GZM: A Front Row atua como advisor de investimentos em moda. Quais critérios são usados para identificar uma peça com alto potencial de valorização?
Lilian: Dois critérios são essenciais: autenticidade e estado de conservação. Para o primeiro, utilizamos um sistema de autenticação de produtos de luxo que utiliza inteligência artificial para identificar se um item é autêntico ou falsificado, considerando detalhes que, para a maioria, passariam despercebidos.
Ter essa garantia de autenticidade agrega muito valor à peça. Já para determinar o estado de conservação ideal, temos uma curadoria especializada para isso, no caso de seminovos.
GZM: Com o crescimento das plataformas de revenda e a digitalização do mercado, como a Front Row se diferencia em termos de curadoria e autenticidade?

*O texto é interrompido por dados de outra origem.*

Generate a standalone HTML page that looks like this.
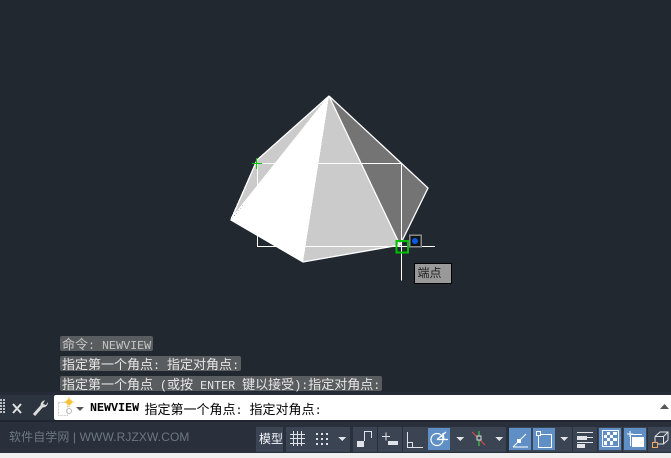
<!DOCTYPE html>
<html><head><meta charset="utf-8">
<style>
html,body{margin:0;padding:0;background:#212830;}
body{width:671px;height:458px;position:relative;overflow:hidden;font-family:"Liberation Sans","Noto Sans CJK SC",sans-serif;}
.abs{position:absolute;}
.hist{position:absolute;left:60px;height:15px;line-height:15px;background:#5a5d5f;border-radius:2px;color:#e6e6e6;font:11.7px/15px "Liberation Mono","Noto Sans CJK SC",monospace;padding:0 1.5px 0 2px;white-space:pre;}
.c{font-size:13px;font-family:"Noto Sans CJK SC",sans-serif;line-height:15px;}
.seg{position:absolute;top:427px;height:25px;background:#3b4453;}
.on{position:absolute;top:428px;height:22px;background:#5f8fc4;}
svg{position:absolute;left:0;top:0;}
</style></head><body>
<svg width="671" height="458" viewBox="0 0 671 458" shape-rendering="crispEdges">
<polygon points="329,96 231,219 257,160" fill="#cbcbcb" stroke="#fff" stroke-width="1"/>
<polygon points="329,96 400,245 428,188" fill="#747474"/>
<polygon points="329,96 303,262 400,245" fill="#cbcbcb"/>
<polygon points="329,96 231,220 303,262" fill="#fff"/>
<polyline points="329,96 428,188 400,245 303,262 231,220 257,160 329,96" fill="none" stroke="#fff" stroke-width="1.3" shape-rendering="auto"/>
<line x1="329" y1="96" x2="400" y2="245" stroke="#fff" stroke-width="1.3" shape-rendering="auto"/>
<path d="M257.5 163.5H401.5V280.5M257.5 163.5V246.5H435" fill="none" stroke="#fff" stroke-width="1"/>
<path d="M252 163.500H262M256.500 158V169" stroke="#00c800" stroke-width="1"/>
<rect x="396.500" y="241" width="11.500" height="11.500" fill="none" stroke="#00c000" stroke-width="2"/>
<rect x="409.500" y="235" width="11.500" height="11.500" fill="#101418" stroke="#8a8a8a" stroke-width="1.500"/>
<circle cx="415" cy="241" r="3" fill="#0a5be0" shape-rendering="auto"/>
</svg>
<div class="abs" style="left:413.500px;top:262.500px;width:33px;height:19px;background:#999;border:1px solid #000;color:#222;font-size:12px;line-height:19px;padding-left:3px;">端点</div>

<div class="hist" style="top:336px;color:#c6c6c6;"><span class="c">命令</span>: NEWVIEW</div>
<div class="hist" style="top:356px;"><span class="c">指定第一个角点</span>: <span class="c">指定对角点</span>:</div>
<div class="hist" style="top:376px;"><span class="c">指定第一个角点</span> (<span class="c">或按</span> ENTER <span class="c">键以接受</span>):<span class="c">指定对角点</span>:</div>

<div class="abs" style="left:0;top:392px;width:671px;height:3px;background:#252c37;"></div>
<div class="abs" style="left:0;top:395px;width:671px;height:25px;background:#2c3440;"></div>
<div class="abs" style="left:0;top:420px;width:671px;height:2px;background:#1f2630;"></div>
<div class="abs" style="left:0;top:422px;width:671px;height:31px;background:#29303c;"></div>
<div class="abs" style="left:0;top:453px;width:671px;height:5px;background:#f0f0f0;"></div>
<div class="abs" style="left:54px;top:395px;width:617px;height:25px;background:#fff;border-radius:2px 0 0 2px;"></div>

<svg width="671" height="458" viewBox="0 0 671 458">
<g fill="#b9bec4"><rect x="0" y="399" width="2" height="2"/><rect x="3" y="399" width="2" height="2"/><rect x="0" y="402" width="2" height="2"/><rect x="3" y="402" width="2" height="2"/><rect x="0" y="405" width="2" height="2"/><rect x="3" y="405" width="2" height="2"/><rect x="0" y="408" width="2" height="2"/><rect x="3" y="408" width="2" height="2"/><rect x="0" y="411" width="2" height="2"/><rect x="3" y="411" width="2" height="2"/></g>
<path d="M13 404L21 413M21 404L13 413" stroke="#e0e0e0" stroke-width="2"/>
<path d="M34 415L42 406" stroke="#dcdcdc" stroke-width="3"/>
<path d="M41 407A4.500 4.500 0 0 1 43 401L45 400L43 404L46 405L48 402A5 5 0 0 1 41 407Z" fill="#dcdcdc"/>
<rect x="58.500" y="402.500" width="9" height="13" fill="none" stroke="#ccc" stroke-dasharray="2 1"/>
<circle cx="69" cy="402" r="3" fill="#f5c33b"/>
<path d="M69 397V407M64 402H74" stroke="#f5c33b" stroke-width="1"/>
<circle cx="69" cy="411" r="2.500" fill="none" stroke="#bbb"/>
<path d="M76 407h8l-4 4z" fill="#555"/>
<path d="M660 409h9l-4.500 -5z" fill="#555"/>
</svg>
<div class="abs" style="left:90px;top:395px;height:25px;font:bold 11.700px/27px 'Liberation Mono',monospace;color:#000;white-space:pre;">NEWVIEW</div>
<div class="abs" style="left:144.500px;top:395px;height:25px;font:11.700px/27px 'Liberation Mono','Noto Sans CJK SC',monospace;color:#000;white-space:pre;"><span style="font-size:13px;font-family:'Noto Sans CJK SC',sans-serif;line-height:27px;">指定第一个角点</span>: <span style="font-size:13px;font-family:'Noto Sans CJK SC',sans-serif;line-height:27px;">指定对角点</span>:</div>
<div class="abs" style="left:9px;top:430px;font-size:12px;line-height:15px;letter-spacing:.1px;color:#6d7781;white-space:pre;">软件自学网 | WWW.RJZXW.COM</div>

<div class="seg" style="left:256px;width:27px;"></div>
<div class="seg" style="left:286px;width:64px;"></div>
<div class="seg" style="left:353px;width:24px;"></div>
<div class="seg" style="left:378px;width:24px;"></div>
<div class="seg" style="left:403px;width:103px;"></div>
<div class="seg" style="left:509px;width:63px;"></div>
<div class="seg" style="left:573px;width:24px;"></div>
<div class="seg" style="left:598px;width:24px;"></div>
<div class="seg" style="left:623px;width:24px;"></div>
<div class="seg" style="left:648px;width:23px;"></div>
<div class="on" style="left:428px;width:22px;"></div>
<div class="on" style="left:509px;width:22px;"></div>
<div class="on" style="left:533px;width:22px;"></div>
<div class="on" style="left:599px;width:22px;"></div>
<div class="on" style="left:624px;width:22px;"></div>
<div class="abs" style="left:259px;top:431px;font-size:12px;line-height:16px;color:#f4f8fc;white-space:pre;">模型</div>

<svg width="671" height="458" viewBox="0 0 671 458" fill="none" shape-rendering="crispEdges">
<path d="M290 434.500H305M290 438.500H305M290 443.500H305M293.500 431V446M297.500 431V446M301.500 431V446" stroke="#dfe3e8"/>
<g fill="#dfe3e8"><rect x="316" y="433" width="2" height="2"/><rect x="321" y="433" width="2" height="2"/><rect x="326" y="433" width="2" height="2"/><rect x="316" y="438" width="2" height="2"/><rect x="321" y="438" width="2" height="2"/><rect x="326" y="438" width="2" height="2"/><rect x="316" y="443" width="2" height="2"/><rect x="321" y="443" width="2" height="2"/><rect x="326" y="443" width="2" height="2"/></g>
<path d="M338 437h8l-4 4z" fill="#dfe3e8"/>
<rect x="357" y="441" width="7" height="6" fill="#dfe3e8"/>
<path d="M364.500 441V431.500H371.500V438" stroke="#dfe3e8"/>
<path d="M382 436.500H390M386 432.500V440.500" stroke="#dfe3e8"/>
<rect x="388" y="441" width="10" height="4" fill="#dfe3e8"/>
<path d="M407.500 432V447.500H423M407.500 442.500H412.500V447.500" stroke="#dfe3e8"/>
<g shape-rendering="auto" stroke="#fff" stroke-width="1.200"><circle cx="437" cy="439.500" r="6"/><path d="M437 439.500L446 432M437 439.500H448M443 433L444 439.500"/></g>
<path d="M456 437h8l-4 4z" fill="#dfe3e8"/>
<g shape-rendering="auto"><path d="M472 432L485 445" stroke="#d44a4a" stroke-width="1.200"/><path d="M479 431V446" stroke="#3fc24a" stroke-width="1.200"/><rect x="477" y="436" width="4" height="4" fill="#3b4453" stroke="#ddd"/></g>
<path d="M495 437h8l-4 4z" fill="#dfe3e8"/>
<path d="M513 447H528M513 447L526 434" stroke="#fff" stroke-width="1" shape-rendering="auto"/>
<rect x="517" y="439" width="4" height="4" fill="#fff"/>
<rect x="538.500" y="434.500" width="13" height="13" stroke="#fff"/>
<rect x="536.500" y="431.500" width="4" height="4" fill="#5f8fc4" stroke="#fff"/>
<path d="M560 437h8l-4 4z" fill="#dfe3e8"/>
<g fill="#dfe3e8"><rect x="577" y="432" width="16" height="1"/><rect x="577" y="436" width="10" height="4"/><rect x="587" y="437" width="6" height="1"/><rect x="577" y="442" width="16" height="1"/><rect x="577" y="444" width="8" height="4"/></g>
<rect x="602" y="430" width="17" height="17" fill="#fff"/>
<rect x="603" y="431" width="15" height="15" fill="#5f8fc4"/>
<rect x="604" y="432" width="13" height="13" fill="#fff"/>
<g fill="#5f8fc4"><rect x="604" y="432" width="3" height="3"/><rect x="610" y="432" width="3" height="3"/><rect x="607" y="435" width="3" height="3"/><rect x="613" y="435" width="4" height="3"/><rect x="604" y="438" width="3" height="3"/><rect x="610" y="438" width="3" height="3"/><rect x="607" y="441" width="3" height="4"/><rect x="613" y="441" width="4" height="4"/></g>
<path d="M627 434H633M630 431V437" stroke="#fff"/>
<path d="M631 434.500H642M630.500 435V446" stroke="#fff"/>
<rect x="632" y="437" width="12" height="10" fill="#fff"/>
<g shape-rendering="auto" stroke="#dfe3e8"><path d="M655 436.500L660 432H668V440L663.500 444H655M655 436.500H663.500V444M663.500 436.500L668 432M655 436.500V442"/></g>
<rect x="652.500" y="442.500" width="5" height="5" fill="#3b4453" stroke="#f0a868"/>
</svg>
</body></html>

Lilian: Na Front Row conseguimos monitorar acervos de colecionadores pelo mundo e identificar peças raras dignas de museu em poucos dias. E isso confere um diferencial enorme da nossa empresa para as demais resellers. Somos mais ativos nessa busca constante para oferecer exclusividade às nossas clientes, e não apenas reativos e dependente de pessoas que querem desapegar de algum item.
GZM: Quais tendências você enxerga para o mercado de luxo brasileiro em 2026 — tanto em comportamento de consumo quanto em oportunidades de expansão?
Lilian: Vemos um crescente desenvolvimento e expansão de marcas nacionais para fora e, portanto, uma competição melhor com o que temos de importado. Isso fortalece o mercado como um todo.
Em termos de oportunidades de expansão, percebemos, por exemplo, um avanço de regiões do Centro Oeste e Nordeste como ótimos pólos de desenvolvimento e, portanto, de compra de itens de luxo.